Good collaboration depends on naming this boundary cleanly. If the project goal changed, say so. Then ask what that means for timing, workload, and the best next step.
Use revision rounds to make decisions, not to postpone them
Revision rounds work best when they help the team move toward approval. They work badly when they become a holding pattern for unresolved internal thinking. Buyers sometimes send cautious, partial feedback because they are still unsure what they want, then hope the next version will somehow reveal the answer. That usually produces more drift rather than more clarity.
If you are uncertain, it is often better to pause for a focused conversation than to send diluted comments. A short review call can surface what is really blocking approval: unclear positioning, stakeholder disagreement, missing information, or fear of committing to a direction. Once that is visible, the next round becomes more purposeful.

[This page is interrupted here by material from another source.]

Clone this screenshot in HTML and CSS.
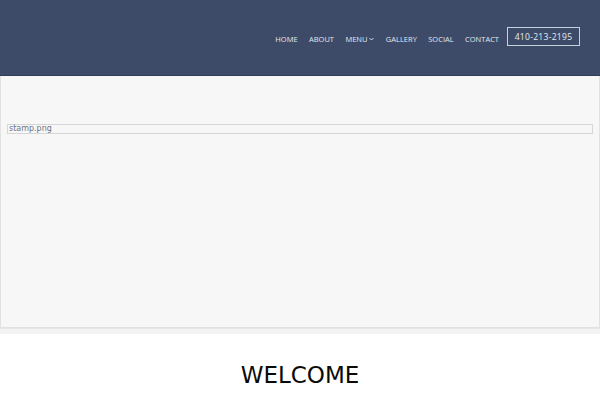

Feedback should therefore help the project decide something. If it merely keeps the work moving without moving the thinking forward, the team is spending revision time to avoid a harder conversation.

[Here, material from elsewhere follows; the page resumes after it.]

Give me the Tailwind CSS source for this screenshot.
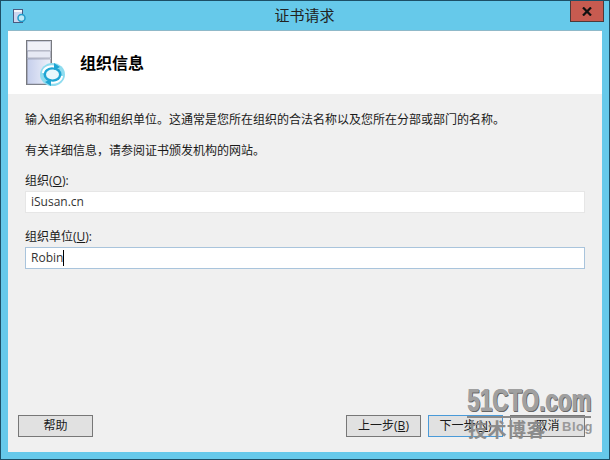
<!DOCTYPE html>
<html lang="zh-CN">
<head>
    <meta charset="UTF-8">
    <title>证书请求</title>
    <script src="https://cdn.jsdelivr.net/npm/@tailwindcss/browser@4"></script>
</head>
<body class="m-0 overflow-hidden">
    <div class="relative w-[610px] h-[460px] flex flex-col border border-[#1d4f66] bg-[#66c9ea] font-['Open_Sans','Noto_Sans_CJK_SC',sans-serif] text-[12px] text-[#1a1a1a]">
        <!-- title bar -->
        <div class="relative h-[29px] shrink-0 flex items-center justify-center text-[15px] text-[#222] pr-[1px]">
            <svg class="absolute left-[10px] top-[6px]" width="17" height="17" viewBox="0 0 17 17">
                <rect x="2.500" y="2.500" width="9" height="13" fill="#cdd6ef" stroke="#4a5a80"/>
                <rect x="3" y="3" width="8" height="2" fill="#f5f5fa"/>
                <circle cx="10.500" cy="11" r="3.500" fill="#bfe9f6" stroke="#1f9ac9" stroke-width="1.500"/>
            </svg>
            <span>证书请求</span>
            <div class="absolute right-[5px] top-0 w-[34px] h-[21px] bg-[#c75b50] border border-[#4d3a3a] border-t-0 flex items-center justify-center">
                <svg width="10" height="9" viewBox="0 0 10 9"><path d="M1 .5 9 8.500M9 .5 1 8.500" stroke="#111" stroke-width="2.200" fill="none"/></svg>
            </div>
        </div>

        <!-- client area -->
        <div class="mx-[7px] h-[422px] shrink-0 flex flex-col bg-[#f0f0f0]">
            <div class="h-[64px] shrink-0 bg-white flex items-center border-t border-[#8fb9c9]">
                <svg class="ml-[18px] mt-[2px]" width="40" height="48" viewBox="0 0 40 48">
                    <defs>
                        <linearGradient id="tower" x1="0" y1="0" x2="1" y2="0">
                            <stop offset="0" stop-color="#c6cfec"/>
                            <stop offset="1" stop-color="#eef1fa"/>
                        </linearGradient>
                    </defs>
                    <rect x="0.500" y="0.500" width="25" height="44" fill="url(#tower)" stroke="#77797f"/>
                    <rect x="1.500" y="1.500" width="23" height="9" fill="#f0f1f7" stroke="#b4b8c6" stroke-width="0.600"/>
                    <rect x="1.500" y="11" width="23" height="7" fill="#e6e9f4" stroke="#8c90a0" stroke-width="0.600"/>
                    <rect x="1.500" y="19" width="23" height="25" fill="url(#tower)" stroke="#8c90a0" stroke-width="0.600"/>
                    <ellipse cx="26.500" cy="34.500" rx="12.500" ry="11.500" fill="#8fdcef"/>
                    <ellipse cx="26.500" cy="34.500" rx="9" ry="7.500" fill="#1fa5d3"/>
                    <ellipse cx="26.500" cy="34.500" rx="6.500" ry="5" fill="#e8f8fc"/>
                    <path d="M17 33a9 7 0 0 1 13-6" fill="none" stroke="#fff" stroke-width="2"/>
                    <path d="M36 36a9 7 0 0 1-13 6" fill="none" stroke="#fff" stroke-width="2"/>
                    <path d="M28 23l6 4-6 3zM25 46l-6-4 6-3z" fill="#1fa5d3"/>
                </svg>
                <h1 class="ml-[14px] text-[16px] font-bold text-black">组织信息</h1>
            </div>

            <div class="flex-1 flex flex-col px-[17px]">
                <p class="mt-[16px] leading-[20px]">输入组织名称和组织单位。这通常是您所在组织的合法名称以及您所在分部或部门的名称。</p>
                <p class="mt-[11px] leading-[20px]">有关详细信息，请参阅证书颁发机构的网站。</p>

                <label class="mt-[11px] leading-[18px]">组织(<span class="underline">O</span>):</label>
                <div class="mt-[1px] w-[560px] h-[22px] bg-white border border-[#e6e6e6] flex items-center pl-[5px] text-[12px] text-[#333]">iSusan.cn</div>

                <label class="mt-[15px] leading-[18px]">组织单位(<span class="underline">U</span>):</label>
                <div class="mt-[1px] w-[560px] h-[22px] bg-white border border-[#a9c4dc] flex items-center pl-[5px] text-[12px] text-[#333]">Robin<span class="inline-block w-[1px] h-[16px] bg-black"></span></div>

                <div class="mt-auto mb-[15px] flex items-center">
                    <button class="w-[75px] h-[22px] bg-[#e1e1e1] border border-[#777] text-[12px] ml-[-7px]">帮助</button>
                    <button class="ml-auto w-[75px] h-[22px] bg-[#e1e1e1] border border-[#777] text-[12px]">上一步(<span class="underline">B</span>)</button>
                    <button class="ml-[7px] w-[75px] h-[22px] bg-[#e1e1e1] border border-[#4a9ad8] text-[12px]">下一步(<span class="underline">N</span>)</button>
                    <button class="ml-[7px] w-[75px] h-[22px] bg-[#e1e1e1] border border-[#777] text-[12px]">取消</button>
                </div>
            </div>
        </div>

        <!-- watermark -->
        <div class="absolute left-[466px] top-[385px] w-[130px] h-[60px] text-[#a0a0a0] font-['Liberation_Sans','Noto_Sans_CJK_SC',sans-serif]">
            <div class="text-[32px] leading-[29px] font-bold whitespace-nowrap scale-x-[0.7] origin-left [text-shadow:1px_0_0_#a0a0a0,1px_1px_0_#666,2px_1px_0_#666]">51CTO.com</div>
            <div class="h-[2px] w-[124px] bg-[#8a8a8a] mt-[1px]"></div>
            <div class="flex items-start whitespace-nowrap mt-[1px] pl-[1px]">
                <span class="text-[19px] leading-[24px] font-bold tracking-[0.500px] text-[#8c8c8c]">技术博客</span>
                <span class="text-[13px] leading-[16px] font-bold ml-[16px] tracking-[0.500px] text-[#999]">Blog</span>
            </div>
        </div>
    </div>
</body>
</html>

What good feedback sounds like
Useful feedback often has a calm rhythm. It starts with what remains correct, then identifies the most important issues in order of impact, then gives supporting examples. For instance: “The overall route still feels right and the opening section is much clearer. The main issue is that the pricing explanation now arrives too late, which makes the premium offer feel harder to justify. We also need plainer language in the implementation section because the current wording assumes too much prior knowledge. Specific examples are marked below.”
That kind of response is actionable because it gives the provider a hierarchy. They know what to protect, what to change first, and what the buyer is really trying to achieve. Contrast that with “still not there, please review comments” attached to a scattered markup document. One creates momentum. The other creates a puzzle.

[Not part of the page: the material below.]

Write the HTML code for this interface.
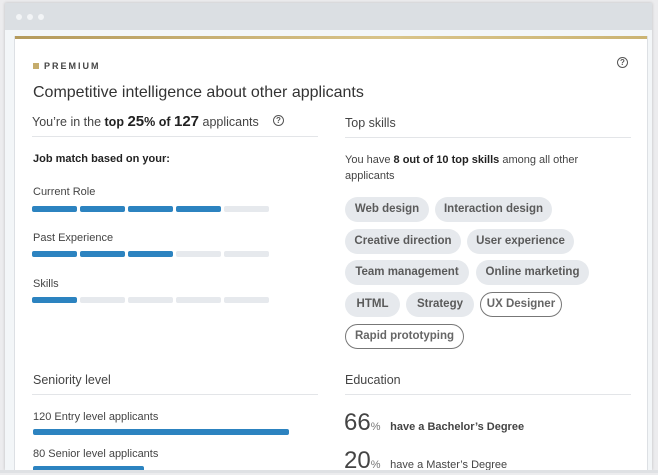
<!DOCTYPE html>
<html><head><meta charset="utf-8"><style>
*{margin:0;padding:0;box-sizing:border-box}
body{width:658px;height:473px;overflow:hidden;background:#ececee;font-family:"Liberation Sans",sans-serif;color:#333;position:relative}
.win{position:absolute;left:5px;top:3px;width:647px;height:467px;background:#f3f6f8;box-shadow:0 0 3px rgba(0,0,0,.2);overflow:hidden}
.bar{position:absolute;left:0;top:0;width:100%;height:27px;background:#dbdfe3}
.dot{position:absolute;top:11px;width:6px;height:6px;border-radius:50%;background:#f2f4f6}
.card{position:absolute;left:9px;top:33px;width:634px;height:440px;background:#fff;border:1px solid #dde0e4;border-top:none}
.gold{position:absolute;left:0;top:0;width:100%;height:3px;background:linear-gradient(90deg,#b49a5c,#d9c48a 60%,#cbb474)}
.a{position:absolute;white-space:nowrap}
.seg{position:absolute;height:6px;width:45px;border-radius:2px;background:#e6e9ed}
.seg.b{background:#2c83c0}
.hr{position:absolute;height:1px;background:#e3e5e8}
.pill{position:absolute;height:25px;border-radius:13px;background:#e6e9ed;font-size:11.5px;font-weight:bold;color:#5a5a5a;line-height:25px;text-align:center}
.pill.o{background:#fff;border:1px solid #777;line-height:23px;color:#666}
.q{position:absolute;width:11px;height:11px;border:1.3px solid #555;border-radius:50%;font-size:8px;line-height:9px;text-align:center;color:#555;font-weight:bold}
</style></head><body>
<div class="win">
<div class="bar"></div>
<div class="dot" style="left:11px"></div><div class="dot" style="left:22px"></div><div class="dot" style="left:33px"></div>
<div class="card"><div class="gold"></div></div>
</div>
<div class="a" style="left:33px;top:63px;width:6px;height:6px;background:#c5ac6c"></div>
<div class="a" style="left:44px;top:61px;font-size:9px;letter-spacing:2px;font-weight:bold;color:#444">PREMIUM</div>
<div class="q" style="left:617px;top:57px">?</div>
<div class="a" style="left:33px;top:84px;font-size:16px;color:#333">Competitive intelligence about other applicants</div>
<div class="a" style="left:32px;top:113px;font-size:12.5px;color:#444">You’re in the <b style="color:#222">top <span style="font-size:15px">25</span>% of <span style="font-size:15px">127</span></b> applicants</div>
<div class="q" style="left:273px;top:115px">?</div>
<div class="hr" style="left:32px;top:136px;width:286px"></div>
<div class="a" style="left:33px;top:153px;font-size:11px;font-weight:bold;color:#222">Job match based on your:</div>
<div class="a" style="left:33px;top:186px;font-size:11px;color:#444">Current Role</div>
<div class="seg b" style="left:32px;top:206px"></div><div class="seg b" style="left:80px;top:206px"></div><div class="seg b" style="left:128px;top:206px"></div><div class="seg b" style="left:176px;top:206px"></div><div class="seg" style="left:224px;top:206px"></div>
<div class="a" style="left:33px;top:232px;font-size:11px;color:#444">Past Experience</div>
<div class="seg b" style="left:32px;top:251px"></div><div class="seg b" style="left:80px;top:251px"></div><div class="seg b" style="left:128px;top:251px"></div><div class="seg" style="left:176px;top:251px"></div><div class="seg" style="left:224px;top:251px"></div>
<div class="a" style="left:33px;top:278px;font-size:11px;color:#444">Skills</div>
<div class="seg b" style="left:32px;top:297px"></div><div class="seg" style="left:80px;top:297px"></div><div class="seg" style="left:128px;top:297px"></div><div class="seg" style="left:176px;top:297px"></div><div class="seg" style="left:224px;top:297px"></div>

<div class="a" style="left:345px;top:116px;font-size:12.5px;color:#444">Top skills</div>
<div class="hr" style="left:345px;top:137px;width:286px"></div>
<div class="a" style="left:345px;top:152px;font-size:11px;color:#444;line-height:16px">You have <b style="color:#222">8 out of 10 top skills</b> among all other<br>applicants</div>
<div class="pill" style="left:345px;top:197px;width:84px">Web design</div>
<div class="pill" style="left:435px;top:197px;width:117px">Interaction design</div>
<div class="pill" style="left:345px;top:229px;width:116px">Creative direction</div>
<div class="pill" style="left:467px;top:229px;width:107px">User experience</div>
<div class="pill" style="left:345px;top:260px;width:124px">Team management</div>
<div class="pill" style="left:476px;top:260px;width:113px">Online marketing</div>
<div class="pill" style="left:345px;top:292px;width:55px">HTML</div>
<div class="pill" style="left:406px;top:292px;width:68px">Strategy</div>
<div class="pill o" style="left:480px;top:292px;width:82px">UX Designer</div>
<div class="pill o" style="left:345px;top:324px;width:119px">Rapid prototyping</div>

<div class="a" style="left:33px;top:373px;font-size:12.5px;color:#444">Seniority level</div>
<div class="hr" style="left:32px;top:394px;width:286px"></div>
<div class="a" style="left:33px;top:411px;font-size:11px;color:#444">120 Entry level applicants</div>
<div class="a" style="left:33px;top:429px;width:256px;height:6px;border-radius:2px;background:#2c83c0"></div>
<div class="a" style="left:33px;top:448px;font-size:11px;color:#444">80 Senior level applicants</div>
<div class="a" style="left:33px;top:466px;width:111px;height:6px;border-radius:2px;background:#2c83c0"></div>

<div class="a" style="left:345px;top:373px;font-size:12.5px;color:#444">Education</div>
<div class="hr" style="left:345px;top:394px;width:286px"></div>
<div class="a" style="left:344px;top:409px;font-size:24px;color:#444">66<span style="font-size:11px;color:#777">%</span> <span style="font-size:11px;font-weight:bold;color:#444;margin-left:3px">have a Bachelor’s Degree</span></div>
<div class="a" style="left:344px;top:447px;font-size:24px;color:#444">20<span style="font-size:11px;color:#777">%</span> <span style="font-size:11px;color:#444;margin-left:3px">have a Master’s Degree</span></div>
<div class="a" style="left:0;top:470px;width:658px;height:3px;background:#dfe1e4"></div>
</body></html>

Projects rarely need perfect feedback. They need feedback that reduces ambiguity faster than it creates it.
When the project is emotionally loaded
Some projects carry politics, founder identity, launch anxiety, or accumulated frustration from previous suppliers. In those cases feedback can become sharper, more personal, or more contradictory because people are really expressing pressure rather than commenting on the work itself. A freelancer cannot fix that pressure, but a client can stop it from leaking into chaotic revision cycles.
If the stakes are high, slow the feedback process down enough to regain discipline. Decide who has final approval. Separate fact corrections from directional changes. Use one summary note rather than ten emotional comment threads. If necessary, schedule a decision call before asking for the next version. The project will move faster with one clear reset than with three increasingly tense rounds of uncertain revision, particularly if the team also knows who owns the final files and what handover should look like.
Good feedback is not about sounding pleasant. It is about making the next step obvious. Once you see it that way, revision rounds become less emotional and far more useful.
Common questions
Should I soften critical feedback to protect the relationship?
You do not need to hide the issue, but you should describe it clearly and usefully rather than vaguely or personally.
Is it okay to send direct examples of how I would rewrite something?
Yes, if the examples illustrate the issue without turning the entire project into committee-led rewriting.
What if internal stakeholders disagree on the direction?
Resolve that internally before sending the provider one consolidated view.
How do I know if feedback is actually a scope change?
If the business goal, deliverable set, or effort level has shifted, it should be treated as a change in direction rather than a normal revision note.